PHOENIX – Officers responding to a call that someone was pointing a rifle out a window at an Arizona hotel rushed to the guest’s room and ordered a man inside to exit, lie face-down in the hallway and refrain from making any sudden movements – or risk being shot.
Daniel Shaver of Granbury, Texas, sobbed as he begged police at the Mesa hotel not to shoot, and was ordered to crawl toward officers. As he inched forward, he reached toward the waistband of his shorts, leading an officer who believed Shaver was grabbing a handgun to fatally shoot him.
As it turned out, no gun was found on Shaver’s body.
Then-Officer Philip Brailsford, who goes on trial this week on a murder charge in the 2016 death, maintains the shooting was justified to protect himself and others. He said Shaver was moving toward officers to get in a better firing position and disobeyed earlier warnings against making unauthorized movements.
The detective investigating the shooting agreed Shaver’s movement was similar to reaching for a pistol, but said it also looked as though Shaver was pulling up his loose-fitting basketball shorts that had fallen down as he crawled.
The investigator added Shaver wasn’t yelling or voicing threats, and noted he didn’t see anything that would have prevented officers from simply handcuffing Shaver as he was on the floor.
The Arizona shooting occurred as police departments across the United States became the focal point of protests over deadly encounters with law enforcement. Jury selection began last week, and opening statements are scheduled for Wednesday.
Brailsford, 26, served as a Mesa officer for about two years before he was fired for violations of departmental policy, including unsatisfactory performance.
Prosecutor Susie Charbel said body-camera videos of the shooting show no indications Shaver had a gun during the three-minute encounter.
She said the officer who led the police team at the hotel ordered Shaver to cross his legs while he was on the ground and later shouted at Shaver when he uncrossed his legs after Shaver was ordered to push himself up to a kneeling position.
“I said keep your legs crossed,” Sgt. Charles Langley said.
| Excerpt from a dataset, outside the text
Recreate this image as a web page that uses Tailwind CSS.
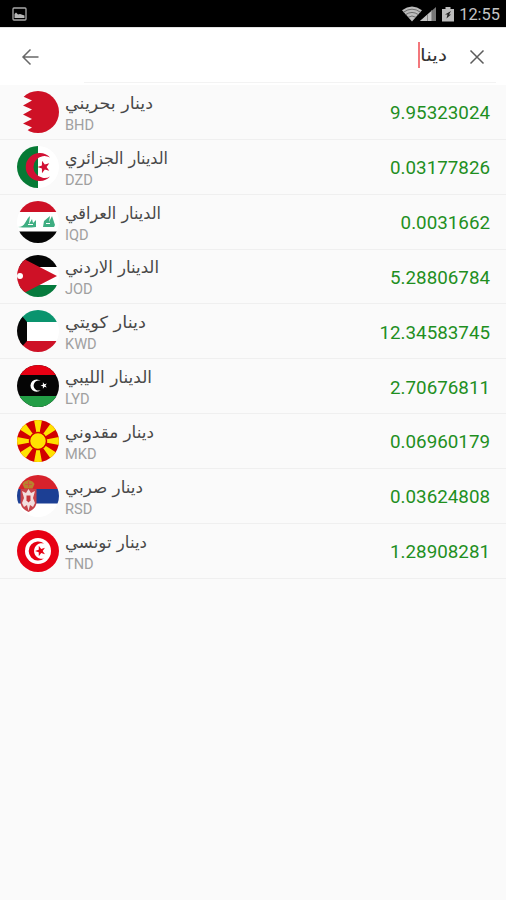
<!DOCTYPE html>
<html lang="ar">
<head>
    <meta charset="UTF-8">
    <meta name="viewport" content="width=device-width, initial-scale=1.0">
    <title>Currency Search</title>
    <script src="https://cdn.jsdelivr.net/npm/@tailwindcss/browser@4"></script>
</head>
<body class="bg-[#fafafa] h-[900px] overflow-hidden font-[Roboto,'DejaVu_Sans',sans-serif]">

    <!-- Status bar -->
    <div class="h-[27px] bg-black flex items-center justify-between pl-3 pr-[6px]">
        <svg class="w-[15px] h-[14px] mt-px" viewBox="0 0 15 14">
            <rect x="1" y="1" width="13" height="12" rx="1" fill="none" stroke="#a8a8a8" stroke-width="1.3"/>
            <path d="M2.500 11V7l1.500-1.500 2 2 2-.5 4.500 1.500V11z" fill="#b8b8b8"/>
        </svg>
        <div class="flex items-center">
            <svg class="w-5 h-4" viewBox="0 0 20 16">
                <path d="M0 4.2Q10-3 20 4.2L10 15.5z" fill="#bcbcbc"/>
                <path d="M1.5 6.2Q10 .2 18.5 6.2M3.5 8.7Q10 4.2 16.5 8.7M6 11.3Q10 8.7 14 11.3" fill="none" stroke="#555" stroke-width=".8"/>
            </svg>
            <svg class="w-[17px] h-4 -ml-0.5" viewBox="0 0 17 16">
                <path d="M0 15 16 1v14z" fill="#777"/>
                <path d="M0 15 12 4.500v10.500z" fill="#c4c4c4"/>
                <path d="M7.500 8v7M11.800 4v11" stroke="#777" stroke-width=".8"/>
            </svg>
            <svg class="w-3 h-4 ml-[5px]" viewBox="0 0 12 16">
                <path d="M0 3h3.500V1h5v2H12v12.500H0z" fill="#bcbcbc"/>
                <path d="M9 5 3 8.500h2.500l-1 4L9 8.500H7z" fill="#222"/>
            </svg>
            <span class="ml-[7px] w-[39px] flex justify-end text-[16.4px] leading-[27px] text-[#c4c4c4] whitespace-nowrap mt-px">12:55</span>
        </div>
    </div>

    <!-- Search bar -->
    <div class="h-[58px] bg-white border-t border-[#e2e2e2] flex flex-col">
        <div class="h-[54px] pt-1 flex items-center justify-between pl-[21px] pr-[21px]">
            <svg class="w-[18px] h-[18px]" viewBox="0 0 18 18" fill="none" stroke="#686868" stroke-width="1.5">
                <path d="M17.500 9H2M9.500 1.500 2 9l7.500 7.500"/>
            </svg>
            <div class="flex items-center">
                <span class="w-[2px] h-[26px] -mt-1 bg-[#f3777c]"></span>
                <svg class="w-[27px] h-[26px] overflow-visible">
                    <text x="0" y="17" textLength="27" lengthAdjust="spacingAndGlyphs" class="font-['DejaVu_Sans',sans-serif] text-[17.5px] fill-[#333]">دينا</text>
                </svg>
                <svg class="w-4 h-4 ml-[22px]" viewBox="0 0 16 16" fill="none" stroke="#5c5c5c" stroke-width="1.5">
                    <path d="m1.500 1.500 13 13m0-13-13 13"/>
                </svg>
            </div>
        </div>
        <div class="h-px ml-[84px] mr-2.5 bg-[#f3f3f3]"></div>
    </div>

    <!-- Results -->
    <ul id="results"></ul>

    <script>
        const star = (x, y, r, fill, turn = 0) => {
            const points = [];
            for (let i = 0; i < 10; i++) {
                const a = (turn + i * 36) * Math.PI / 180;
                const d = i % 2 ? r * 0.4 : r;
                points.push(`${(x + d * Math.cos(a)).toFixed(2)},${(y + d * Math.sin(a)).toFixed(2)}`);
            }
            return `<polygon points="${points.join(' ')}" fill="${fill}"/>`;
        };

        const flags = {
            BHD: `<rect width="42" height="42" fill="#fafafa"/>
                <path d="M42 0H13L6 5.500 15 9.500 6 14.500 15 18.500 6 23.500 15 28 6 32.500 15 36.500 9 40 12 42h30z" fill="#ce1126"/>`,
            DZD: `<rect width="42" height="42" fill="#fff"/><rect width="21" height="42" fill="#067a35"/>
                <path d="M33 11.500A14 14 0 1 0 33 30.500 11 11 0 1 1 33 11.500z" fill="#d21034"/>
                ${star(27, 21, 6.5, '#d21034', 180)}`,
            IQD: `<rect width="42" height="42" fill="#fff"/><rect width="42" height="11" fill="#ce1126"/><rect y="30.500" width="42" height="12" fill="#050505"/>
                <path d="M1 26q5 0 7-4l3-5 2-2-1 8 3-5 1 4 3-3v7q-9 1-18 0zM26 26l1-6 6-5-1 6 3-6 3 9-1 2H26z" fill="#3fae82"/>
                <path d="M11 23.500h5M29 22.500h4" stroke="#fff" stroke-width="1"/>`,
            JOD: `<rect width="42" height="42" fill="#fff"/><rect width="42" height="12" fill="#050505"/><rect y="30" width="42" height="12" fill="#067a3d"/>
                <path d="M0 0 7 4 40 21 7 38 0 42z" fill="#ce1126"/><circle cx="3" cy="21" r="3" fill="#fff"/>`,
            KWD: `<rect width="42" height="42" fill="#fff"/><rect width="42" height="12" fill="#0a946e"/><rect y="31" width="42" height="11" fill="#ce1126"/>
                <path d="M0 0h0L10 12v19L0 42z" fill="#050505"/>`,
            LYD: `<rect width="42" height="42" fill="#050505"/><rect width="42" height="10" fill="#e70013"/><rect y="31" width="42" height="11" fill="#239e46"/>
                <path d="M24 16.200A6.200 6.200 0 1 0 24 25 5 5 0 1 1 24 16.200z" fill="#fff"/>${star(27, 20.5, 3.5, '#fff', 180)}`,
            MKD: `<rect width="42" height="42" fill="#d20000"/>
                <path d="M17 0h8l-4 21zM17 42h8l-4-21zM0 17v8l21-4zM42 17v8l-21-4zM2 9l6-6 13 18zM40 9l-6-6-13 18zM2 33l6 6 13-18zM40 33l-6 6-13-18z" fill="#ffe200"/>
                <circle cx="21" cy="21" r="8.500" fill="#ffe200" stroke="#d20000" stroke-width="1.500"/>`,
            RSD: `<rect width="42" height="42" fill="#fff"/><rect width="42" height="14" fill="#d7222c"/><rect y="14" width="42" height="14.500" fill="#1c3f94"/>
                <path d="M3.500 14h16v14q-1 6-8 9-7-3-8-9z" fill="#c8434a"/>
                <path d="m11.500 14 2.500 4 4-2-2 7 2 5-2 4-3-2-1.500 6-1.500-6-3 2-2-4 2-5-2-7 4 2z" fill="#f2dede"/>
                <path d="M9.500 20.500h4v5l-2 2-2-2z" fill="#c6363c"/>
                <path d="M5.500 9q1-3 6-4 5 1 6 4l-2 4.500h-8z" fill="#b8822e"/>
                <path d="M8 9.500h7M11.500 6v6" stroke="#d7503a" stroke-width="1"/>`,
            TND: `<rect width="42" height="42" fill="#e70013"/><circle cx="21" cy="21" r="13" fill="#fff"/>
                <path d="M27 13.500A9.500 9.500 0 1 0 27 28.500 7.800 7.800 0 1 1 27 13.500z" fill="#e70013"/>${star(23.5, 21, 5.5, '#e70013', 180)}`
        };

        // width: how wide the name is drawn, px
        const currencies = [
            { code: 'BHD', name: 'دينار بحريني', rate: '9.95323024', width: 88 },
            { code: 'DZD', name: 'الدينار الجزائري', rate: '0.03177826', width: 103 },
            { code: 'IQD', name: 'الدينار العراقي', rate: '0.0031662', width: 96 },
            { code: 'JOD', name: 'الدينار الاردني', rate: '5.28806784', width: 94 },
            { code: 'KWD', name: 'دينار كويتي', rate: '12.34583745', width: 81 },
            { code: 'LYD', name: 'الدينار الليبي', rate: '2.70676811', width: 87 },
            { code: 'MKD', name: 'دينار مقدوني', rate: '0.06960179', width: 89 },
            { code: 'RSD', name: 'دينار صربي', rate: '0.03624808', width: 78 },
            { code: 'TND', name: 'دينار تونسي', rate: '1.28908281', width: 82 }
        ];

        document.getElementById('results').innerHTML = currencies.map(c => `
            <li class="h-[54.85px] flex items-center pl-[17px] pr-4 border-b border-[#efefef]">
                <svg class="w-[42px] h-[42px] rounded-full shrink-0" viewBox="0 0 42 42">${flags[c.code]}</svg>
                <div class="ml-1.5 flex-1 pt-[3px]">
                    <svg class="h-[23px] overflow-visible" style="width: ${c.width}px">
                        <text x="0" y="15.500" textLength="${c.width}" lengthAdjust="spacingAndGlyphs" class="font-['DejaVu_Sans',sans-serif] text-[16.5px] fill-[#484848]">${c.name}</text>
                    </svg>
                    <div class="text-[14.6px] leading-[18px] text-[#a0a0a0]">${c.code}</div>
                </div>
                <span class="pt-[3px] text-[18.8px] text-[#1f8f1f]">${c.rate}</span>
            </li>`).join('');
    </script>
</body>
</html>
Shaver, who crossed his legs again, could be heard apologizing and crying.
Charbel said Shaver later put his hands behind his back as if he anticipated being handcuffed, leading Langley to shout, “You do that again, and we’re shooting you. Do you understand?”
“Please, do not shoot me,” Shaver said.
While no weapons were found on Shaver’s body, two pellet rifles related to his pest-control job were later found in his hotel room.
Brailsford attorney Michael Piccarreta and the Maricopa County Attorney’s Office, which is prosecuting the former officer, declined to comment on issues that will be raised during trial. But Piccarreta said in court records there would be no case against his client had a gun been found on Shaver’s body.
“Officer Brailsford would be congratulated for his conduct in saving lives by engaging the same conduct that now has him facing decades in prison,” Piccarreta said. “However, if one thing is clear, it is that Officer Brailsford cannot be punished for not knowing what was simply unknowable to him and the other officers at the time.”
Officers had ordered Shaver and a woman inside his hotel room to exit.
The woman, who met Shaver in a hotel elevator and was drinking alcohol with him, complied with police orders and wasn’t hurt. She told investigators Shaver and another man were playing with a gun in the room and had pointed it out the window, though the other man left the room before officers arrived.
A lawyer for Shaver’s widow said it looked as though authorities were treating Brailsford differently than other people facing murder charges, noting Brailsford was released from custody without having to post a bond.
Shaver’s widow also complained that prosecutors offered a deal to Brailsford to plead guilty to negligent homicide and face punishment ranging from probation to nearly four years in prison. Brailsford declined the plea offer, according to court records.
“This office will prosecute this case with the same degree of professionalism as we do any other, recognizing the due process rights of the defendant, the rights of the victim and the victim’s family in pursuit of a just result for all,” Maricopa County Attorney Bill Montgomery said when announcing the charge in 2016.
If convicted of second-degree murder, Brailsford would face 10 to 25 years in prison.